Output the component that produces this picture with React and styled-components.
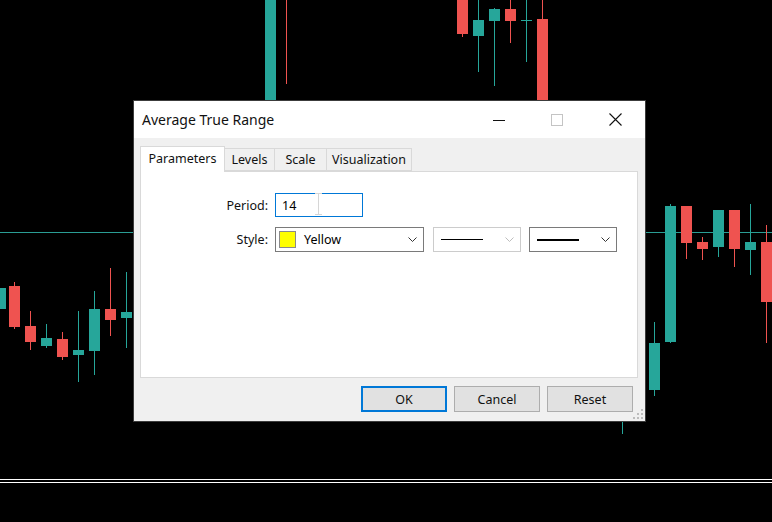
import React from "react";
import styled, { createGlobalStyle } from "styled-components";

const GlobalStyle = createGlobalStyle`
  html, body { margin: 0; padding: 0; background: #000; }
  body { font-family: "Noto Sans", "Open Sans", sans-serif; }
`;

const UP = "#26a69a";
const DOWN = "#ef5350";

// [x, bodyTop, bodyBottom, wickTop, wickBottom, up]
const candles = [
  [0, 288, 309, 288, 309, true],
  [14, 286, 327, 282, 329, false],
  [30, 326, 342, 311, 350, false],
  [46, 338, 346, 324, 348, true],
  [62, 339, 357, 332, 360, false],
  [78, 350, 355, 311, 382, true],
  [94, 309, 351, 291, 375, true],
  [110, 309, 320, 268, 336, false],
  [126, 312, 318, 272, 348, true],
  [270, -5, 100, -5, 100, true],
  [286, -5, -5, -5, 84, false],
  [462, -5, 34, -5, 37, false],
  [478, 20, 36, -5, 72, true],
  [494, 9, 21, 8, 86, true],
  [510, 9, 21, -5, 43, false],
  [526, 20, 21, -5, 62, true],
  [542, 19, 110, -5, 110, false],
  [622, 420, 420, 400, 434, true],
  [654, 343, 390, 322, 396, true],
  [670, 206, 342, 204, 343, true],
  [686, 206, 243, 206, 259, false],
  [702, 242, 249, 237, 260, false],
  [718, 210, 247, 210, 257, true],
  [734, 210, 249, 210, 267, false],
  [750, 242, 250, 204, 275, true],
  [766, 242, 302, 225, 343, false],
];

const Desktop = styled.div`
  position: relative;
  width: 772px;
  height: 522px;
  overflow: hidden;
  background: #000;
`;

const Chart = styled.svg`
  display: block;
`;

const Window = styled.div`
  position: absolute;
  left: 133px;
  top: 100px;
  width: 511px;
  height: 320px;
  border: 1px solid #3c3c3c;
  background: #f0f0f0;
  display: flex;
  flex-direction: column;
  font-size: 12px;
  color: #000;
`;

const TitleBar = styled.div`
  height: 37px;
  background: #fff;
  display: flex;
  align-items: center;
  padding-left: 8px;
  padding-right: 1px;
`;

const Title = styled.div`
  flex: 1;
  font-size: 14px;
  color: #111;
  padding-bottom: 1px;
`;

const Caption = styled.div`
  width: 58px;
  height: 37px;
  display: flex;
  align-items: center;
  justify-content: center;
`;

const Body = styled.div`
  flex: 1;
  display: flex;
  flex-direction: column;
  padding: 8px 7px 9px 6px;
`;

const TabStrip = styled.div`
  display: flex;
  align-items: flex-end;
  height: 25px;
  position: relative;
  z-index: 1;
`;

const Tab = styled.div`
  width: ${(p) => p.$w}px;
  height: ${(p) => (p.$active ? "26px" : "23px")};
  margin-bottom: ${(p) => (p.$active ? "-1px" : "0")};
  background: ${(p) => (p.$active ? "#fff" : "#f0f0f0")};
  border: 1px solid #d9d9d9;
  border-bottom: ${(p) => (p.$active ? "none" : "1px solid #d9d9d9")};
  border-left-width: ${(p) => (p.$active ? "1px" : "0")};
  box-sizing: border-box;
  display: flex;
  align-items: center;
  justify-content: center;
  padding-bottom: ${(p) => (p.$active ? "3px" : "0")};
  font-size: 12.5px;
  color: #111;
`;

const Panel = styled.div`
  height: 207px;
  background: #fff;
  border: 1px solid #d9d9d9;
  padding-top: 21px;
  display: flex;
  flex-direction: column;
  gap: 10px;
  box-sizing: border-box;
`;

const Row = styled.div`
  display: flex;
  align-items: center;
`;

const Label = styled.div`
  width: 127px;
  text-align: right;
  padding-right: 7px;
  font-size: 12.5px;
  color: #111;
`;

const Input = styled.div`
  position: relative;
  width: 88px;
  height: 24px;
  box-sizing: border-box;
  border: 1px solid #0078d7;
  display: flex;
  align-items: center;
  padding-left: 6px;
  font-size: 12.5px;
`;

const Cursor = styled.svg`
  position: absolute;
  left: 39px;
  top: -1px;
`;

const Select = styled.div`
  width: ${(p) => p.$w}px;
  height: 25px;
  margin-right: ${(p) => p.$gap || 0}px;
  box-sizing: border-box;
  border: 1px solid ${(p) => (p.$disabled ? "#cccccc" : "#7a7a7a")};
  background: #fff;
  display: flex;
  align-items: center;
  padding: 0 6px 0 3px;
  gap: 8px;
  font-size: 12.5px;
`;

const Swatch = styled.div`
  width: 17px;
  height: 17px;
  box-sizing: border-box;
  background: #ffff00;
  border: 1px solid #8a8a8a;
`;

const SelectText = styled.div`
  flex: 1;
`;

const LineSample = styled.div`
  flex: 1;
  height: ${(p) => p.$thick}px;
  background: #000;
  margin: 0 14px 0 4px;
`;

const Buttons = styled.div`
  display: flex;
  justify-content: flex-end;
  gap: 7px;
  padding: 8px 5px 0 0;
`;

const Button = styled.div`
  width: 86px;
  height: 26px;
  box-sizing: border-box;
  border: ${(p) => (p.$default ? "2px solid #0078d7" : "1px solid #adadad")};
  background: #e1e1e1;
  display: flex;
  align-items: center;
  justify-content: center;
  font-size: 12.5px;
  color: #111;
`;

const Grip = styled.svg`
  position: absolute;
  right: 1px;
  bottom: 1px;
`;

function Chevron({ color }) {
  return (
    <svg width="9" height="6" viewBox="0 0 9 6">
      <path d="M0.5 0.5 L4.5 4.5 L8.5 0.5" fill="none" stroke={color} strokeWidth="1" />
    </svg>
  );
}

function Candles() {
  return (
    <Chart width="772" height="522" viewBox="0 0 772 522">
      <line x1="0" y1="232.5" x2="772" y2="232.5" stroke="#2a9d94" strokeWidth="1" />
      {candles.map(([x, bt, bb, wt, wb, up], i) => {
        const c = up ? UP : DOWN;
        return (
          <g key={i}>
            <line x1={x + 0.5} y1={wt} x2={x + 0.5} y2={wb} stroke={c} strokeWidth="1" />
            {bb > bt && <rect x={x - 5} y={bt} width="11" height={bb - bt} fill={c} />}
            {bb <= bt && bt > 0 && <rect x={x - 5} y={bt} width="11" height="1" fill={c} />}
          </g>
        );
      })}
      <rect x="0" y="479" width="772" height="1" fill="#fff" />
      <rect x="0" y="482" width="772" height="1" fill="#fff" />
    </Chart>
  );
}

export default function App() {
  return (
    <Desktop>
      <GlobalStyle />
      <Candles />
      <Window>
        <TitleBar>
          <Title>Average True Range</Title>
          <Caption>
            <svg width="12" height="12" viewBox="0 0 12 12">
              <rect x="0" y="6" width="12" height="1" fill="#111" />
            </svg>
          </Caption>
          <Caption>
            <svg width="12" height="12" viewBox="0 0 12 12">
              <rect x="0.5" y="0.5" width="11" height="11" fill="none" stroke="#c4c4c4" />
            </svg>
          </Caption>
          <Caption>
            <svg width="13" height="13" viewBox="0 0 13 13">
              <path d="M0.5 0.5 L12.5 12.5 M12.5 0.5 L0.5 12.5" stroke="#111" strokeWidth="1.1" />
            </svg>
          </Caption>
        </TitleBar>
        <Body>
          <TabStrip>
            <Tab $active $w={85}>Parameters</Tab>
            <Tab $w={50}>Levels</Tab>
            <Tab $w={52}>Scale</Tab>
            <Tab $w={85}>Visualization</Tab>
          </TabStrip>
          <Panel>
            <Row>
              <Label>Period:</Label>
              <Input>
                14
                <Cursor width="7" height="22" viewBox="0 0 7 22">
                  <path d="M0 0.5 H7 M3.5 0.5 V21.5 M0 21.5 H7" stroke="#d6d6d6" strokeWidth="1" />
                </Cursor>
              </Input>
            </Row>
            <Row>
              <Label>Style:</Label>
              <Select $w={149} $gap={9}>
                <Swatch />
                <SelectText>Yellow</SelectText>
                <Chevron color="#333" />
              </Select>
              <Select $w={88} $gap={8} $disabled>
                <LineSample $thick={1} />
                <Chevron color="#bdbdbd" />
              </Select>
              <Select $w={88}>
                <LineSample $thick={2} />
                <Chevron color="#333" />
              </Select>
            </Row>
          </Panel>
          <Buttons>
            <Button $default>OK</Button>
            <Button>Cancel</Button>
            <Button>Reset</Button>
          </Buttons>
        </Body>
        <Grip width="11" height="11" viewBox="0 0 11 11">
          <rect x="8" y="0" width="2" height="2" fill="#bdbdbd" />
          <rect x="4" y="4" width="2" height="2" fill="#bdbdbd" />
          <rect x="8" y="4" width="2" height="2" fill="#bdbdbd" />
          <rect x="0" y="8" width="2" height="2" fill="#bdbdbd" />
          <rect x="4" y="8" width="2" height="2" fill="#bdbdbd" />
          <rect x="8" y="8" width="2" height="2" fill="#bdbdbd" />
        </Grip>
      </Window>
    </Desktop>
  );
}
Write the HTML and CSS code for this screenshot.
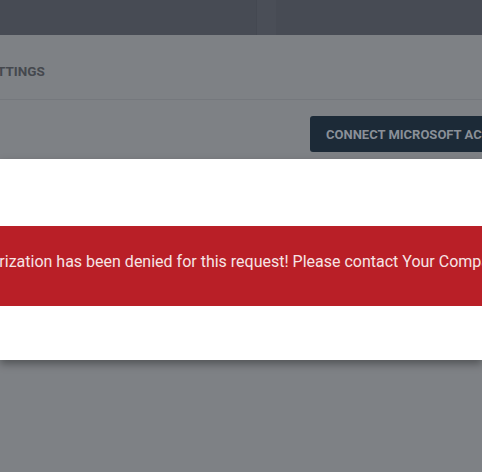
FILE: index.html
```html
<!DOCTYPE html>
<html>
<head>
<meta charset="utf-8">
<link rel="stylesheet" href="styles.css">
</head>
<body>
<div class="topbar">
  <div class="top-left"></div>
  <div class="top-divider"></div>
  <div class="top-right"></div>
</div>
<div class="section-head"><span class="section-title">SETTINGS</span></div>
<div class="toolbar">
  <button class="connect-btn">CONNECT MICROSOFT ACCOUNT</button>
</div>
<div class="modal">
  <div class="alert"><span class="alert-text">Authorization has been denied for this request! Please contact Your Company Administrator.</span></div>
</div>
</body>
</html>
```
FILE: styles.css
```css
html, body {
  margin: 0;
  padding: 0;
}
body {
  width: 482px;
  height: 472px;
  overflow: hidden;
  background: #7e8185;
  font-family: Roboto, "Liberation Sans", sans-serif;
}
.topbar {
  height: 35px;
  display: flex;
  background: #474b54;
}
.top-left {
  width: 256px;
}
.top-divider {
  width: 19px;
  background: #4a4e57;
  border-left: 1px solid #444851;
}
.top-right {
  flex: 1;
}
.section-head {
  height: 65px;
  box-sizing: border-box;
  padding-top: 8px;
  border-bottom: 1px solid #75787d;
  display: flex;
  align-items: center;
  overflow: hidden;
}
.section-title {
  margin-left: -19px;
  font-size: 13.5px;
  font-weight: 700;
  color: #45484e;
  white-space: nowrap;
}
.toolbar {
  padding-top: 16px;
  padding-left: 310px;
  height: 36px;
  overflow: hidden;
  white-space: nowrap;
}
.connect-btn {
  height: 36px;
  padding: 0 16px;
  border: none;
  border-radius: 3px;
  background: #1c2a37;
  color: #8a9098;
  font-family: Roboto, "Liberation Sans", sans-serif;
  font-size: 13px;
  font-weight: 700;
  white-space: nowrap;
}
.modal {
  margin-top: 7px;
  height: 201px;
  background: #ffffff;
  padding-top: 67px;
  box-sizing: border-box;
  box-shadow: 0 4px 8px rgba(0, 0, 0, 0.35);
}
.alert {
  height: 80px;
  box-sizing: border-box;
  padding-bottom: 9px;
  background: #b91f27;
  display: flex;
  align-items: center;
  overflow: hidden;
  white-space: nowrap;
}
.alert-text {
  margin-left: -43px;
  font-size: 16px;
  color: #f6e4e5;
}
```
++++++++++
▶ Task to carry out
Starting at the line with "Write the HTML", output each line through the final one of the listing above, and nothing else. Pictures are to be left out.

▶ The reply
Write the HTML and CSS code for this screenshot.
FILE: index.html
```html
<!DOCTYPE html>
<html>
<head>
<meta charset="utf-8">
<link rel="stylesheet" href="styles.css">
</head>
<body>
<div class="topbar">
  <div class="top-left"></div>
  <div class="top-divider"></div>
  <div class="top-right"></div>
</div>
<div class="section-head"><span class="section-title">SETTINGS</span></div>
<div class="toolbar">
  <button class="connect-btn">CONNECT MICROSOFT ACCOUNT</button>
</div>
<div class="modal">
  <div class="alert"><span class="alert-text">Authorization has been denied for this request! Please contact Your Company Administrator.</span></div>
</div>
</body>
</html>
```
FILE: styles.css
```css
html, body {
  margin: 0;
  padding: 0;
}
body {
  width: 482px;
  height: 472px;
  overflow: hidden;
  background: #7e8185;
  font-family: Roboto, "Liberation Sans", sans-serif;
}
.topbar {
  height: 35px;
  display: flex;
  background: #474b54;
}
.top-left {
  width: 256px;
}
.top-divider {
  width: 19px;
  background: #4a4e57;
  border-left: 1px solid #444851;
}
.top-right {
  flex: 1;
}
.section-head {
  height: 65px;
  box-sizing: border-box;
  padding-top: 8px;
  border-bottom: 1px solid #75787d;
  display: flex;
  align-items: center;
  overflow: hidden;
}
.section-title {
  margin-left: -19px;
  font-size: 13.5px;
  font-weight: 700;
  color: #45484e;
  white-space: nowrap;
}
.toolbar {
  padding-top: 16px;
  padding-left: 310px;
  height: 36px;
  overflow: hidden;
  white-space: nowrap;
}
.connect-btn {
  height: 36px;
  padding: 0 16px;
  border: none;
  border-radius: 3px;
  background: #1c2a37;
  color: #8a9098;
  font-family: Roboto, "Liberation Sans", sans-serif;
  font-size: 13px;
  font-weight: 700;
  white-space: nowrap;
}
.modal {
  margin-top: 7px;
  height: 201px;
  background: #ffffff;
  padding-top: 67px;
  box-sizing: border-box;
  box-shadow: 0 4px 8px rgba(0, 0, 0, 0.35);
}
.alert {
  height: 80px;
  box-sizing: border-box;
  padding-bottom: 9px;
  background: #b91f27;
  display: flex;
  align-items: center;
  overflow: hidden;
  white-space: nowrap;
}
.alert-text {
  margin-left: -43px;
  font-size: 16px;
  color: #f6e4e5;
}
```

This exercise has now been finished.